To full appreciate the impact of the Doha failure and the perspective of the rest of the world, consider these reports from other cultures like:
The western nations annually spend on agriculture subsidy a staggering sum of more than $360 billion -- about the total gross national product of six Bangladeshes. In terms of per capita income in this country, this huge amount is equivalent to the income of $840 million in a world having about 6500 million people. They pay three dollars a day in subsidy for every cow while millions of people in the poor countries having agricultural potentials live on less than one dollar a day per head. Apparently, the policy suggests that cows are superior to poor human beings. The withdrawal of agriculture subsidy in the rich countries, which would make them greatly dependent on food import, could generate prosperity in the poor countries by taking off the lid on harnessing their agricultural potentials. But the bar against, as said earlier, is the rich nations' consideration of their national security.
So where does that leave Africa? Nowhere, with agricultural exports remaining largely sidelined by high farm subsidies in the developed world, it said.
The paper said the economic impact of the current failure would not be felt immediately, but the targets of eliminating trade distorting subsidies and realizing tariff free and quota free market access for least developed countries would obviously be affected.
Failure would also send out a strong negative signal for the future of the world economy and the danger of a resurgence of protectionism at a time when the pace of globalization is weighing heavily on the social and economic fabric of many countries and when geopolitical instability is on the rise, the paper said.
The newspaper said, perhaps this is time to implement WTO reforms as the body has become yet another tool for the EU and the U.S. to bully the developing world and assert their dominance.
So what's next? Suspending the Doha Round does not mean the end of the WTO. There is still a strong development case for a multilateral system, even if it is as flawed as that of the WTO. Australia and other richer countries should resist the temptation to try to get what they want through a series of bilateral trade agreements. Apart from creating complex and incoherent trade relationships, these deals usually involve developing countries losing more than they gain because of their weak negotiating position.

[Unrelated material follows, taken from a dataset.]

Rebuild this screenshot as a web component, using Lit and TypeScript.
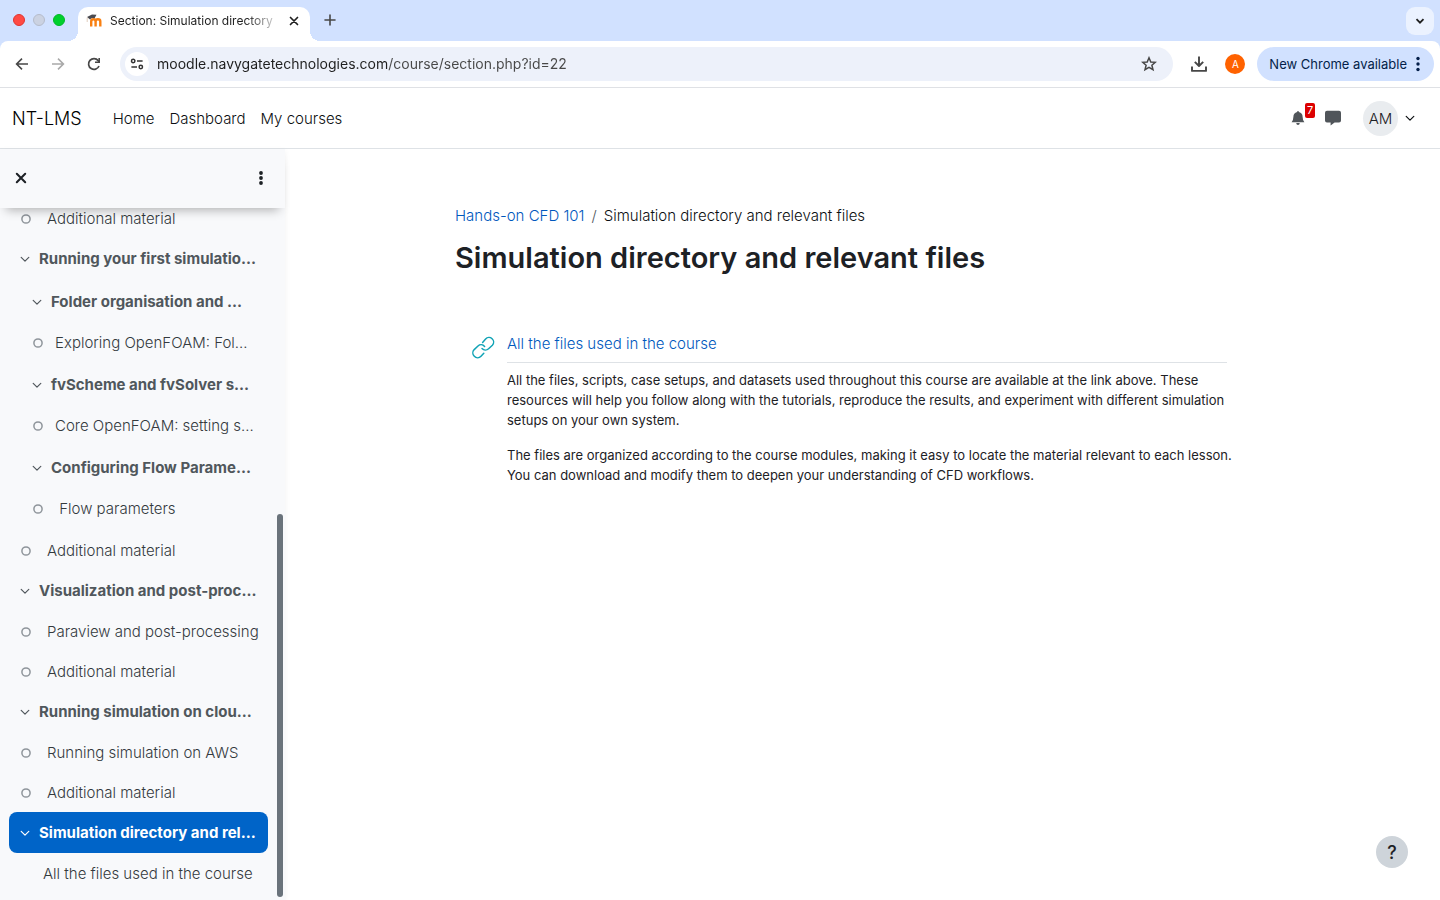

If the talks are to be resurrected, trade negotiators need a complete change of thinking. The US and EU should only come back to the table after doing their homework; they need to make a commitment to stop dumping their agricultural surpluses. The US, EU and Australia must acknowledge the special need of developing countries for flexibility over how and when they open up their markets.
In the meantime, the US and EU should at least respect subsidy rules — or, if they continue to break them, accept that they will face litigation in the WTO court. They must not abandon the multilateral system and should refrain from arm-twisting developing countries into bilateral trade agreements that are even more damaging than those on the table in Geneva. They should use their time to reopen the debate on institutional reform of the WTO.
However minor, such gains would at least give the world's poorest countries something to show for five years of hard slog in the negotiating chamber.